Task directions.
Find and copy every line in the records that includes the string "with".

Data extract.
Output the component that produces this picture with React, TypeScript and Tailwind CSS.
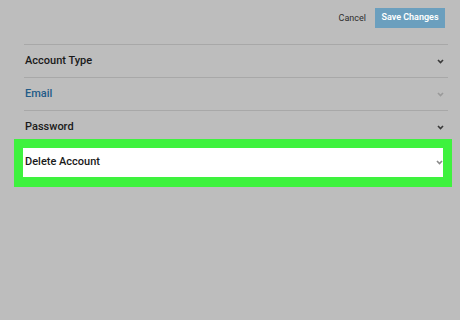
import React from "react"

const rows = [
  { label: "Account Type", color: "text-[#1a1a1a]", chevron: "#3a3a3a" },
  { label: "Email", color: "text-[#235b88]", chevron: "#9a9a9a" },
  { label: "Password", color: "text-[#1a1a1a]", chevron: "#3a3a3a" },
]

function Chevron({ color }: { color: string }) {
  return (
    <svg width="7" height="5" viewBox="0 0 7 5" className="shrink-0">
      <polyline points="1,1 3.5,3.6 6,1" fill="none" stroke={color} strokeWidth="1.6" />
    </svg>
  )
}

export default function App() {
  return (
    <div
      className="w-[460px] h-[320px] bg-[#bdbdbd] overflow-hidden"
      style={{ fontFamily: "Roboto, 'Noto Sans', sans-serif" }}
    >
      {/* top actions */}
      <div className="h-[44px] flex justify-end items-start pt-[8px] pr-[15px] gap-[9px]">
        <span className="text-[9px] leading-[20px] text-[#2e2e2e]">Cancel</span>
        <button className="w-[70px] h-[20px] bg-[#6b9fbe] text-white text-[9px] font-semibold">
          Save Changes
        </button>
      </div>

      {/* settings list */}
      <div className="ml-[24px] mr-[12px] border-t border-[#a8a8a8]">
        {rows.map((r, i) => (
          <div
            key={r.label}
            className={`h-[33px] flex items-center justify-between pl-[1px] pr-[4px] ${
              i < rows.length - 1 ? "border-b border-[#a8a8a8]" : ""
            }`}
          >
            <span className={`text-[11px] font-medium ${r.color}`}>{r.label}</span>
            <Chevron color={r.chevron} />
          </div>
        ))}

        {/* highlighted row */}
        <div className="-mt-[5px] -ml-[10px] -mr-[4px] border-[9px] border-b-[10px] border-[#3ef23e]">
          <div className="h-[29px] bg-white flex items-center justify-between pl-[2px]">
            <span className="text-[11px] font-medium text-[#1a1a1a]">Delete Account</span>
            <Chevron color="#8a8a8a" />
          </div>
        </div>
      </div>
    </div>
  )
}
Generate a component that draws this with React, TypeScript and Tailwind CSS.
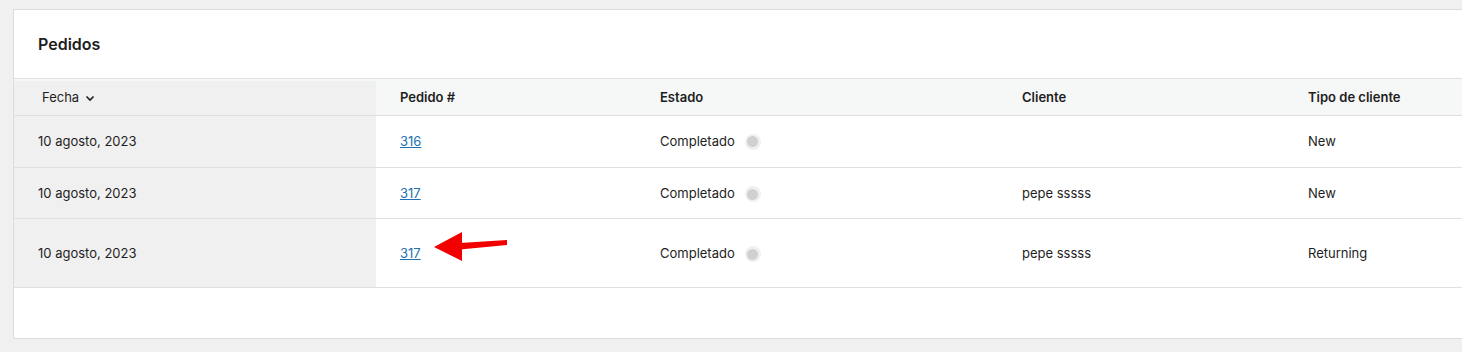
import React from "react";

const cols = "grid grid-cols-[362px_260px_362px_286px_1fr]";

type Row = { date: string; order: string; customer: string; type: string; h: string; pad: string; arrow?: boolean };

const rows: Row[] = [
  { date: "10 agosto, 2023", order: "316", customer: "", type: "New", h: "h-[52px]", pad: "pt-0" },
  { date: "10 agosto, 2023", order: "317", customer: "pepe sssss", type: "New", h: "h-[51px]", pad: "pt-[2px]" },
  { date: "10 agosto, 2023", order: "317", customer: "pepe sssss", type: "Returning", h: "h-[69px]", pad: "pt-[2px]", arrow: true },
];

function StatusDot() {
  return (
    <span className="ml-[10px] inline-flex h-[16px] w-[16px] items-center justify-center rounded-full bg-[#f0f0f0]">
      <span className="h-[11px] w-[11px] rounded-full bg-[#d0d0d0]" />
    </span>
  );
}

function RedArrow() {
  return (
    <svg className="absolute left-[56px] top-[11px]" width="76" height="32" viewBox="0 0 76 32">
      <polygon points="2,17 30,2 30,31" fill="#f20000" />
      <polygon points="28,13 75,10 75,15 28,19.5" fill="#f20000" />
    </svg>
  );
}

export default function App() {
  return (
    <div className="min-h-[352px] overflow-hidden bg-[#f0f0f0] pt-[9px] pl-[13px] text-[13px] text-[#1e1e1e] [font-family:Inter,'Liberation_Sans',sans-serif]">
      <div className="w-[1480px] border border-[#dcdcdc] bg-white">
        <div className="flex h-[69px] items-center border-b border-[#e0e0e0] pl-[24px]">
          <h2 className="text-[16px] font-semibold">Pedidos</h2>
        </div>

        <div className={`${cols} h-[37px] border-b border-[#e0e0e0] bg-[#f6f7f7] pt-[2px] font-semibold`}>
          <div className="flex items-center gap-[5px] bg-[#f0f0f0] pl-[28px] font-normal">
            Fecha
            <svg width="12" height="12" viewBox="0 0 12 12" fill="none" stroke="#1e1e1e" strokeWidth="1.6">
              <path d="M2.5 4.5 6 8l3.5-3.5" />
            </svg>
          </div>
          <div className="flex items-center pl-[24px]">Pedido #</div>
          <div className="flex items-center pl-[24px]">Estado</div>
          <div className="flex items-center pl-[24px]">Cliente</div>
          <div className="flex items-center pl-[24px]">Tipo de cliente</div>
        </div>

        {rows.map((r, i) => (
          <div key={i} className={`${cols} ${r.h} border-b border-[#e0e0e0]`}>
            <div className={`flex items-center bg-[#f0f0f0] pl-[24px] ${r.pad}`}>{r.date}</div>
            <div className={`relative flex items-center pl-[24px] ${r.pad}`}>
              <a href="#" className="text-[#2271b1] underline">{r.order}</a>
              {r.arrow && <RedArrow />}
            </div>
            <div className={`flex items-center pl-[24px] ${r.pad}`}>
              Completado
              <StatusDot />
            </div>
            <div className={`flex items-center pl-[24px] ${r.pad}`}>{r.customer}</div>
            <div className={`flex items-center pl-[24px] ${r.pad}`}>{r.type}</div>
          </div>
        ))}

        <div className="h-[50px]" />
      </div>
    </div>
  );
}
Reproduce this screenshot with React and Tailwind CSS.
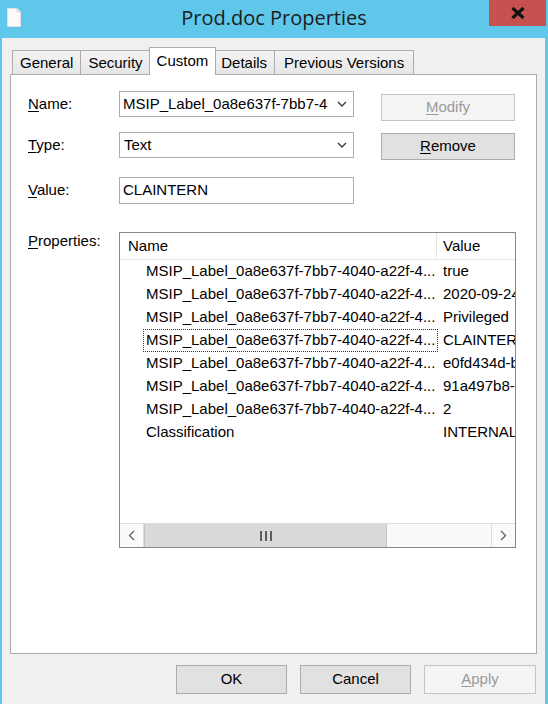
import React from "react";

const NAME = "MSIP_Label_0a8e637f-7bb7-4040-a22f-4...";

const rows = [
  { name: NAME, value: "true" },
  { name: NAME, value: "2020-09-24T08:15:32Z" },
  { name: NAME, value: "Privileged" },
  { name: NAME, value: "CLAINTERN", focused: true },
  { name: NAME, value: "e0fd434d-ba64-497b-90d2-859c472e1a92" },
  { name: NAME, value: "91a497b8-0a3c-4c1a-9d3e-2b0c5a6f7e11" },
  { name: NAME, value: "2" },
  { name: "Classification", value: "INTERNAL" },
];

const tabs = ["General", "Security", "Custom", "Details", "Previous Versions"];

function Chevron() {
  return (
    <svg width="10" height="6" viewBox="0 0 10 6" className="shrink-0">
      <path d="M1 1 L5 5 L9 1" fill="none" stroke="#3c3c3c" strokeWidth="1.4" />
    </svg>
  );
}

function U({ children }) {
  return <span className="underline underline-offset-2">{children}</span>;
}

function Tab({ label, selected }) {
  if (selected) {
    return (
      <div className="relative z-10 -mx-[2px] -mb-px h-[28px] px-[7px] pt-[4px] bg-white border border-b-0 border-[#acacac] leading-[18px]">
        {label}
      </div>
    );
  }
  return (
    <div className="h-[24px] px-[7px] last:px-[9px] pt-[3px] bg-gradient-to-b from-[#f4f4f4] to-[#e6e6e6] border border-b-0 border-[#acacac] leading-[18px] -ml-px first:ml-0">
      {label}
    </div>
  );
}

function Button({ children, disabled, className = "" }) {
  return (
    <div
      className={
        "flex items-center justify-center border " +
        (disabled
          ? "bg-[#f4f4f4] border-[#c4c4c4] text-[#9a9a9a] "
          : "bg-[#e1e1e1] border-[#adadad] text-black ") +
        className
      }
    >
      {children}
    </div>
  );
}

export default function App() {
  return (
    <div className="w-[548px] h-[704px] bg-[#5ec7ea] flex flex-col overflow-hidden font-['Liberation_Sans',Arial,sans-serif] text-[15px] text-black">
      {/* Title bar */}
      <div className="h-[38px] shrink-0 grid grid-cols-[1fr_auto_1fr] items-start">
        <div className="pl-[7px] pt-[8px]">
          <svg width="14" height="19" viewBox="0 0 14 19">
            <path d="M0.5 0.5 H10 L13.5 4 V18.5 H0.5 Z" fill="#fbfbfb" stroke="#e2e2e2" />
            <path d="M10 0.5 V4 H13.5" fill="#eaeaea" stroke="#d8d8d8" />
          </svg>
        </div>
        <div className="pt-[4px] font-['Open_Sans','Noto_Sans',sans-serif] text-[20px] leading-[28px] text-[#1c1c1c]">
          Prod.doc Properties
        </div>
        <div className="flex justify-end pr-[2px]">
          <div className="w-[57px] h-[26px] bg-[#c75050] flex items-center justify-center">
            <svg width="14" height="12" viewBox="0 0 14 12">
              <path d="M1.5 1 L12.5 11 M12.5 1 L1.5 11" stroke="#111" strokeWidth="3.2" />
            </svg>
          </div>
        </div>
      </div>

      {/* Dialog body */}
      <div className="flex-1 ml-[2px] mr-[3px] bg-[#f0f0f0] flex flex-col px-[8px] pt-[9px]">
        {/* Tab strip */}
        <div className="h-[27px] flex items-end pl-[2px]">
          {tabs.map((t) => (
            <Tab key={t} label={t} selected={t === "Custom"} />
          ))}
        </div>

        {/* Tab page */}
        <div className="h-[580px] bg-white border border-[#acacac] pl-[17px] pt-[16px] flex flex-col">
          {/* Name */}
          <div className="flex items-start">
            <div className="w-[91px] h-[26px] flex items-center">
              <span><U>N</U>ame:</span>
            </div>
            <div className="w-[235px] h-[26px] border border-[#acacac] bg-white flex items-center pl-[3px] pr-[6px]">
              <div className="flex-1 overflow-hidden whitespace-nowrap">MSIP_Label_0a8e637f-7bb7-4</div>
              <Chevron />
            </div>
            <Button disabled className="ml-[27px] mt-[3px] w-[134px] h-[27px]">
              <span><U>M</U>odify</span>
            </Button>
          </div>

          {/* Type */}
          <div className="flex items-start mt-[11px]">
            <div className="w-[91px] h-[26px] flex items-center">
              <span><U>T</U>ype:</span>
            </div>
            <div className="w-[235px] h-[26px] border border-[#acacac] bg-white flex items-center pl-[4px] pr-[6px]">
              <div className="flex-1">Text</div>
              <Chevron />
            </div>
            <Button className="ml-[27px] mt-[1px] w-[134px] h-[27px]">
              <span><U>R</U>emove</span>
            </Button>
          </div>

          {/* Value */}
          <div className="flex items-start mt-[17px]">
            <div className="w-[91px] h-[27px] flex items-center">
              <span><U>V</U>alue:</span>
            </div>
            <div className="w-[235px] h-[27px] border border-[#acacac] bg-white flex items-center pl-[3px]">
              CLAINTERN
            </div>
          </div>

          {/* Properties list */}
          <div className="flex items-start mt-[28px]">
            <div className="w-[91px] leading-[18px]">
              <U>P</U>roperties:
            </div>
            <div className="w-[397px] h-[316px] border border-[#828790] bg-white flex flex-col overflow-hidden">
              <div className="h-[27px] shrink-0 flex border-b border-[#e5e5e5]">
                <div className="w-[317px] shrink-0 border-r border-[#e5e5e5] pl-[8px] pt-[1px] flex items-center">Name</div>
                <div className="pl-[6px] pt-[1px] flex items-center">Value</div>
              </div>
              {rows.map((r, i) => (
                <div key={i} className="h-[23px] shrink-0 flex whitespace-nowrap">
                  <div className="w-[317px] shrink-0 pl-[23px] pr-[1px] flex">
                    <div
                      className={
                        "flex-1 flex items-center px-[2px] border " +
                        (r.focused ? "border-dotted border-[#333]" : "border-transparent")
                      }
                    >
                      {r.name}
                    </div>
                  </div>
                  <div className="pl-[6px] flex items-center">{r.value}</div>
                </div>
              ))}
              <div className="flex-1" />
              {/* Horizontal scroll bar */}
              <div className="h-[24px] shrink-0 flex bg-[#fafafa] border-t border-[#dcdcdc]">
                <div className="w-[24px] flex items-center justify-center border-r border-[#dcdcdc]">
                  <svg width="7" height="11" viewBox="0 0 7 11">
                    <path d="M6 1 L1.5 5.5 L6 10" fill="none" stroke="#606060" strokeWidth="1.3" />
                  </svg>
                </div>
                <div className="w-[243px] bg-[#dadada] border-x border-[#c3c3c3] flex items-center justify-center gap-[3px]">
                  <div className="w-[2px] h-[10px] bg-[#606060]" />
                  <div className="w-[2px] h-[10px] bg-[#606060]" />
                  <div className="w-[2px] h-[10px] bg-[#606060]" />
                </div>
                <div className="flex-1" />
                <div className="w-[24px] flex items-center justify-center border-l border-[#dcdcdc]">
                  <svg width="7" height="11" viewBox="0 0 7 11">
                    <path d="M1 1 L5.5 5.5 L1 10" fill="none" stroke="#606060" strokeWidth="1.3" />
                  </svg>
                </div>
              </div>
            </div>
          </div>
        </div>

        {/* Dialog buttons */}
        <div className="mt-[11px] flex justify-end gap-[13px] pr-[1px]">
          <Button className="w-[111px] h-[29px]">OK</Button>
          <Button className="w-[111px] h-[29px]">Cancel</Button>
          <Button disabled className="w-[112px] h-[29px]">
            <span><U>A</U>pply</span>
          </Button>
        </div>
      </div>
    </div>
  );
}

Answer to the problem.
Output the component that produces this picture with React, TypeScript and Tailwind CSS.
Generate a component that draws this with React, TypeScript and Tailwind CSS.
Reproduce this screenshot with React and Tailwind CSS.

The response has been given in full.